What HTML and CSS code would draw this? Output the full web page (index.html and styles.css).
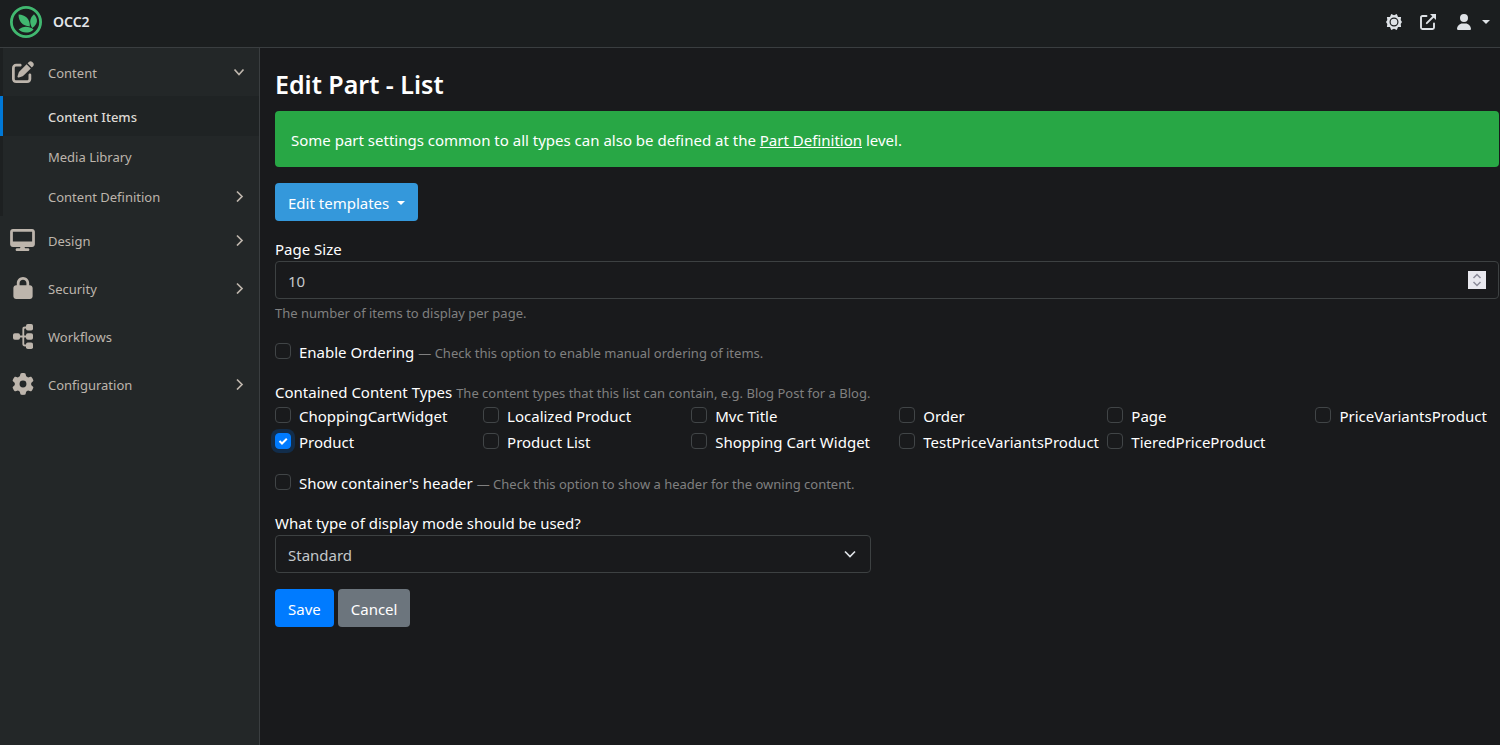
FILE: index.html
```html
<!DOCTYPE html>
<html lang="en">
<head>
<meta charset="utf-8">
<meta name="viewport" content="width=device-width, initial-scale=1">
<title>Edit Part - List</title>
<link rel="stylesheet" href="styles.css">
</head>
<body>
<header class="topbar">
  <a class="brand" href="#">
    <svg class="brand-logo" viewBox="0 0 32 32" aria-hidden="true">
      <circle cx="16" cy="16" r="14.6" fill="none" stroke="#41b870" stroke-width="2.8"/>
      <g fill="#41b870">
        <path d="M8.600 8.400C15.500 8.600 20.200 13 19.800 20.400C12.200 19.800 8.400 15 8.600 8.400Z"/>
        <path d="M24 8.200C28.200 12.600 28.200 17.800 22.200 22C19 16.200 19.800 11.800 24 8.200Z"/>
        <path d="M8.600 23.600C12.600 19.600 19.400 19.800 23.600 23.400C19.400 27.600 12.600 27.600 8.600 23.600Z"/>
      </g>
    </svg>
    <span>OCC2</span>
  </a>
  <div class="tools">
    <button class="tool" type="button" aria-label="Theme">
      <svg width="16" height="16" viewBox="0 0 16 16" aria-hidden="true">
        <path fill="currentColor" d="M5.200 0L8 1.300L10.800 0L12 2.900L15.100 3.100L14.700 6L16 8L14.700 10L15.100 12.900L12 13.100L10.800 16L8 14.700L5.200 16L4 13.100L.9 12.900L1.300 10L0 8L1.300 6L.9 3.100L4 2.900Z"/>
        <circle cx="8" cy="8" r="3.900" fill="none" stroke="#1b1e1f" stroke-width="1.200"/>
      </svg>
    </button>
    <a class="tool" href="#" aria-label="Open site">
      <svg width="16" height="16" viewBox="0 0 16 16" fill="none" stroke="currentColor" stroke-width="1.900" stroke-linecap="round" aria-hidden="true">
        <path d="M6.500 2H2.500Q1 2 1 3.500V13.500Q1 15 2.500 15H12.500Q14 15 14 13.500V9.500"/>
        <path d="M6.800 9.200L13.500 2.500"/>
        <path d="M10 0H16V6Z" fill="currentColor" stroke="none"/>
      </svg>
    </a>
    <button class="tool tool-user" type="button" aria-label="User menu">
      <svg width="14" height="16" viewBox="0 0 448 512" aria-hidden="true"><path fill="currentColor" d="M224 256A128 128 0 1 0 224 0a128 128 0 1 0 0 256zm-45.700 48C79.800 304 0 383.800 0 482.300C0 498.700 13.300 512 29.700 512H418.300c16.400 0 29.700-13.300 29.700-29.700C448 383.800 368.200 304 269.700 304H178.300z"/></svg>
      <span class="caret"></span>
    </button>
  </div>
</header>
<div class="layout">
  <nav class="sidebar" aria-label="Main">
    <a class="nav-item nav-open" href="#">
      <svg class="nav-icon" width="22" height="22" viewBox="0 0 512 512" aria-hidden="true"><path fill="currentColor" d="M471.600 21.700c-21.900-21.900-57.300-21.900-79.200 0L362.300 51.700l97.900 97.900 30.100-30.100c21.900-21.900 21.900-57.300 0-79.200L471.600 21.700zm-299.200 220c-6.100 6.100-10.800 13.600-13.500 21.900l-29.600 88.800c-2.900 8.600-.6 18.100 5.800 24.600s15.900 8.700 24.600 5.800l88.800-29.600c8.200-2.700 15.700-7.400 21.900-13.500L437.700 172.300 339.700 74.300 172.400 241.700zM96 64C43 64 0 107 0 160V416c0 53 43 96 96 96H352c53 0 96-43 96-96V320c0-17.700-14.300-32-32-32s-32 14.300-32 32v96c0 17.700-14.300 32-32 32H96c-17.700 0-32-14.300-32-32V160c0-17.700 14.300-32 32-32h96c17.700 0 32-14.300 32-32s-14.300-32-32-32H96z"/></svg>
      <span class="nav-text">Content</span>
      <svg class="chevron" viewBox="0 0 12 12" aria-hidden="true"><path d="M1.500 3.500L6 8.500L10.500 3.500"/></svg>
    </a>
    <div class="subnav">
      <a class="sub-item active" href="#"><span class="nav-text">Content Items</span></a>
      <a class="sub-item" href="#"><span class="nav-text">Media Library</span></a>
      <a class="sub-item" href="#"><span class="nav-text">Content Definition</span>
        <svg class="chevron" viewBox="0 0 12 12" aria-hidden="true"><path d="M4 1.500L9 6.500L4 11.500"/></svg></a>
    </div>
    <a class="nav-item" href="#">
      <svg class="nav-icon" width="25" height="22" viewBox="0 0 576 512" aria-hidden="true"><path fill="currentColor" d="M64 0C28.700 0 0 28.700 0 64V352c0 35.300 28.700 64 64 64H240l-10.700 32H160c-17.700 0-32 14.300-32 32s14.300 32 32 32H416c17.700 0 32-14.300 32-32s-14.300-32-32-32H346.700L336 416H512c35.300 0 64-28.700 64-64V64c0-35.300-28.700-64-64-64H64zM512 64V288H64V64H512z"/></svg>
      <span class="nav-text">Design</span>
      <svg class="chevron" viewBox="0 0 12 12" aria-hidden="true"><path d="M4 1.500L9 6.500L4 11.500"/></svg>
    </a>
    <a class="nav-item" href="#">
      <svg class="nav-icon" width="20" height="22" viewBox="0 0 448 512" aria-hidden="true"><path fill="currentColor" d="M144 144v48H304V144c0-44.200-35.800-80-80-80s-80 35.800-80 80zM80 192V144C80 64.500 144.500 0 224 0s144 64.500 144 144v48h16c35.300 0 64 28.700 64 64V448c0 35.300-28.700 64-64 64H64c-35.300 0-64-28.700-64-64V256c0-35.300 28.700-64 64-64H80z"/></svg>
      <span class="nav-text">Security</span>
      <svg class="chevron" viewBox="0 0 12 12" aria-hidden="true"><path d="M4 1.500L9 6.500L4 11.500"/></svg>
    </a>
    <a class="nav-item" href="#">
      <svg class="nav-icon" width="20" height="25" viewBox="0 0 20 25" aria-hidden="true">
        <path d="M5 12.500H15M15 3.500H12Q10.300 3.500 10.300 5V20Q10.300 21.500 12 21.500H15" fill="none" stroke="currentColor" stroke-width="1.800"/>
        <g fill="currentColor"><rect y="9.200" width="7" height="6.600" rx="1.800"/><rect x="13" width="7" height="6.600" rx="1.800"/><rect x="13" y="9.200" width="7" height="6.600" rx="1.800"/><rect x="13" y="18.400" width="7" height="6.600" rx="1.800"/></g>
      </svg>
      <span class="nav-text">Workflows</span>
    </a>
    <a class="nav-item" href="#">
      <svg class="nav-icon" width="22" height="22" viewBox="0 0 512 512" aria-hidden="true"><path fill="currentColor" d="M495.900 166.600c3.200 8.700 .5 18.400-6.400 24.600l-43.300 39.400c1.100 8.300 1.700 16.800 1.700 25.400s-.6 17.100-1.700 25.400l43.300 39.400c6.900 6.200 9.600 15.900 6.400 24.600c-4.400 11.900-9.700 23.300-15.800 34.300l-4.700 8.100c-6.600 11-14 21.400-22.100 31.200c-5.900 7.200-15.700 9.600-24.500 6.800l-55.700-17.700c-13.400 10.300-28.200 18.900-44 25.400l-12.500 57.100c-2 9.100-9 16.300-18.200 17.800c-13.800 2.300-28 3.500-42.500 3.500s-28.700-1.200-42.500-3.500c-9.200-1.500-16.200-8.700-18.200-17.800l-12.500-57.100c-15.800-6.500-30.600-15.100-44-25.400L83.100 425.900c-8.800 2.800-18.600 .3-24.500-6.800c-8.100-9.800-15.500-20.200-22.100-31.200l-4.700-8.100c-6.100-11-11.400-22.400-15.800-34.300c-3.200-8.700-.5-18.400 6.400-24.600l43.300-39.400C64.600 273.100 64 264.600 64 256s.6-17.100 1.700-25.400L22.400 191.200c-6.900-6.200-9.600-15.900-6.400-24.600c4.400-11.900 9.700-23.300 15.800-34.300l4.700-8.100c6.600-11 14-21.400 22.100-31.200c5.900-7.200 15.700-9.600 24.500-6.800l55.700 17.700c13.400-10.300 28.200-18.900 44-25.400l12.500-57.100c2-9.100 9-16.300 18.200-17.800C227.300 1.200 241.500 0 256 0s28.700 1.200 42.500 3.500c9.200 1.500 16.200 8.700 18.200 17.800l12.500 57.100c15.800 6.500 30.600 15.100 44 25.400l55.700-17.700c8.800-2.800 18.600-.3 24.500 6.800c8.100 9.800 15.500 20.200 22.100 31.200l4.700 8.100c6.100 11 11.400 22.400 15.800 34.300zM256 336a80 80 0 1 0 0-160 80 80 0 1 0 0 160z"/></svg>
      <span class="nav-text">Configuration</span>
      <svg class="chevron" viewBox="0 0 12 12" aria-hidden="true"><path d="M4 1.500L9 6.500L4 11.500"/></svg>
    </a>
  </nav>
  <main class="content">
    <h1 class="page-title">Edit Part - List</h1>
    <div class="alert">Some part settings common to all types can also be defined at the <a href="#">Part Definition</a> level.</div>
    <button class="btn btn-info" type="button">Edit templates <span class="caret"></span></button>
    <form class="form">
      <div class="group">
        <label class="label" for="page-size">Page Size</label>
        <input class="control" id="page-size" type="number" value="10">
        <div class="hint hint-block">The number of items to display per page.</div>
      </div>
      <div class="group">
        <div class="check"><input type="checkbox" id="ordering"><label for="ordering">Enable Ordering <span class="hint">— Check this option to enable manual ordering of items.</span></label></div>
      </div>
      <div class="group types-group">
        <div class="label">Contained Content Types <span class="hint">The content types that this list can contain, e.g. Blog Post for a Blog.</span></div>
        <div class="types">
          <div class="check"><input type="checkbox" id="t1"><label for="t1">ChoppingCartWidget</label></div>
          <div class="check"><input type="checkbox" id="t2"><label for="t2">Localized Product</label></div>
          <div class="check"><input type="checkbox" id="t3"><label for="t3">Mvc Title</label></div>
          <div class="check"><input type="checkbox" id="t4"><label for="t4">Order</label></div>
          <div class="check"><input type="checkbox" id="t5"><label for="t5">Page</label></div>
          <div class="check"><input type="checkbox" id="t6"><label for="t6">PriceVariantsProduct</label></div>
          <div class="check"><input type="checkbox" id="t7" class="focused" checked><label for="t7">Product</label></div>
          <div class="check"><input type="checkbox" id="t8"><label for="t8">Product List</label></div>
          <div class="check"><input type="checkbox" id="t9"><label for="t9">Shopping Cart Widget</label></div>
          <div class="check"><input type="checkbox" id="t10"><label for="t10">TestPriceVariantsProduct</label></div>
          <div class="check"><input type="checkbox" id="t11"><label for="t11">TieredPriceProduct</label></div>
        </div>
      </div>
      <div class="group">
        <div class="check"><input type="checkbox" id="show-header"><label for="show-header">Show container's header <span class="hint">— Check this option to show a header for the owning content.</span></label></div>
      </div>
      <div class="group">
        <label class="label" for="mode">What type of display mode should be used?</label>
        <select class="control select" id="mode"><option>Standard</option></select>
      </div>
      <div class="actions">
        <button class="btn btn-primary" type="submit">Save</button>
        <button class="btn btn-secondary" type="button">Cancel</button>
      </div>
    </form>
  </main>
</div>
</body>
</html>
```
FILE: styles.css
```css
* { box-sizing: border-box; }

body {
  margin: 0;
  min-height: 100vh;
  display: flex;
  flex-direction: column;
  background: #191a1c;
  color: #fff;
  font: 15px/24px "Segoe UI", "Noto Sans", sans-serif;
}

button, input, select { font: inherit; }

.topbar {
  display: flex;
  align-items: center;
  justify-content: space-between;
  height: 48px;
  padding: 0 10px 4px;
  background: #1b1e1f;
  border-bottom: 1px solid #3a3e40;
}

.brand {
  display: flex;
  align-items: center;
  gap: 11px;
  color: #e3e6ea;
  font-size: 14px;
  font-weight: 600;
  text-decoration: none;
}
.brand-logo { width: 32px; height: 32px; }

.tools { display: flex; align-items: center; gap: 18px; }
.tool {
  display: flex;
  align-items: center;
  padding: 0;
  border: 0;
  background: none;
  color: #dee2e6;
}
.tool-user { gap: 11px; margin-left: 3px; }

.caret {
  display: inline-block;
  border: 4px solid transparent;
  border-top-color: currentColor;
  border-bottom: 0;
}

.layout { display: flex; flex: 1; }

.sidebar {
  flex: 0 0 260px;
  background: #232728;
  border-right: 1px solid #3a3e40;
  font-size: 13px;
}
.nav-item, .sub-item {
  display: grid;
  grid-template-columns: 25px 1fr 12px;
  column-gap: 13px;
  align-items: center;
  height: 48px;
  padding: 0 14px 0 10px;
  color: #bdb5ac;
  text-decoration: none;
}
.nav-open, .subnav { box-shadow: inset 3px 0 #1d2021; }
.nav-icon { justify-self: center; }
.nav-text { grid-column: 2; padding-top: 2px; }
.sub-item { height: 40px; }
.sub-item.active {
  border-left: 3px solid #0078d7;
  padding-left: 7px;
  background: #1f2324;
  color: #dedad5;
  font-weight: 500;
}
.chevron {
  width: 12px;
  height: 12px;
  fill: none;
  stroke: currentColor;
  stroke-width: 1.7;
}

.content { flex: 1; min-width: 0; padding: 16px 1px 16px 15px; }

.page-title {
  margin: 0 0 8px;
  padding-top: 2px;
  font-size: 25px;
  line-height: 37px;
  font-weight: 600;
}

.alert {
  margin-bottom: 16px;
  padding: 17px 16px 15px;
  border-radius: 4px;
  background: #28a745;
}
.alert a { color: inherit; }

.btn {
  height: 38px;
  padding: 2px 13px 0;
  border: 0;
  border-radius: 4px;
  color: #fff;
}
.btn-info { background: #3498db; }
.btn-info .caret { margin: 0 0 4px 4px; }
.btn-primary { background: #007bff; }
.btn-secondary { background: #6c757d; }

.form { margin-top: 16px; }
.group { margin-bottom: 16px; }
.types-group { margin-bottom: 17px; }
.label { display: block; }

.hint { color: #808080; font-size: 13px; line-height: 16px; }
.hint-block { margin-top: 4px; line-height: 21px; }

.control {
  display: block;
  width: 100%;
  height: 38px;
  padding: 2px 12px 0;
  border: 1px solid #3d4142;
  border-radius: 4px;
  background: transparent;
  color: #c4c8cb;
}
.control::-webkit-inner-spin-button {
  appearance: none;
  width: 18px;
  height: 18px;
  opacity: 1;
  background: #e8e8ee url("data:image/svg+xml,%3Csvg xmlns='http://www.w3.org/2000/svg' viewBox='0 0 18 18' fill='none' stroke='%238c8c9a' stroke-width='1.5'%3E%3Cpath d='M5.500 7L9 3.500L12.500 7M5.500 11L9 14.500L12.500 11'/%3E%3C/svg%3E");
}
.select {
  width: 596px;
  max-width: 100%;
  appearance: none;
  background: url("data:image/svg+xml,%3Csvg xmlns='http://www.w3.org/2000/svg' viewBox='0 0 12 12' fill='none' stroke='%23dee2e6' stroke-width='1.700'%3E%3Cpath d='M1 3.500L6 8.500L11 3.500'/%3E%3C/svg%3E") no-repeat right 14px center / 12px;
}

.check { display: flex; gap: 8px; white-space: nowrap; }
.check input {
  flex: none;
  appearance: none;
  width: 16px;
  height: 16px;
  margin: 3px 0 0;
  border: 1px solid #414547;
  border-radius: 4px;
}
.check input:checked {
  border-color: #007bff;
  background: #007bff url("data:image/svg+xml,%3Csvg xmlns='http://www.w3.org/2000/svg' viewBox='0 0 14 14' fill='none' stroke='white' stroke-width='2'%3E%3Cpath d='M3.500 7L6 9.500L10.800 4.800'/%3E%3C/svg%3E");
}
.check .focused { box-shadow: 0 0 0 4px #122d4b; }

.types {
  display: grid;
  grid-template-columns: repeat(5, 17%) 15%;
  row-gap: 2px;
}

.actions { display: flex; gap: 4px; }
```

########

PROBLEM TO SOLVE: State how many lines include the string "index", and nothing more.

TASK RESPONSE: 2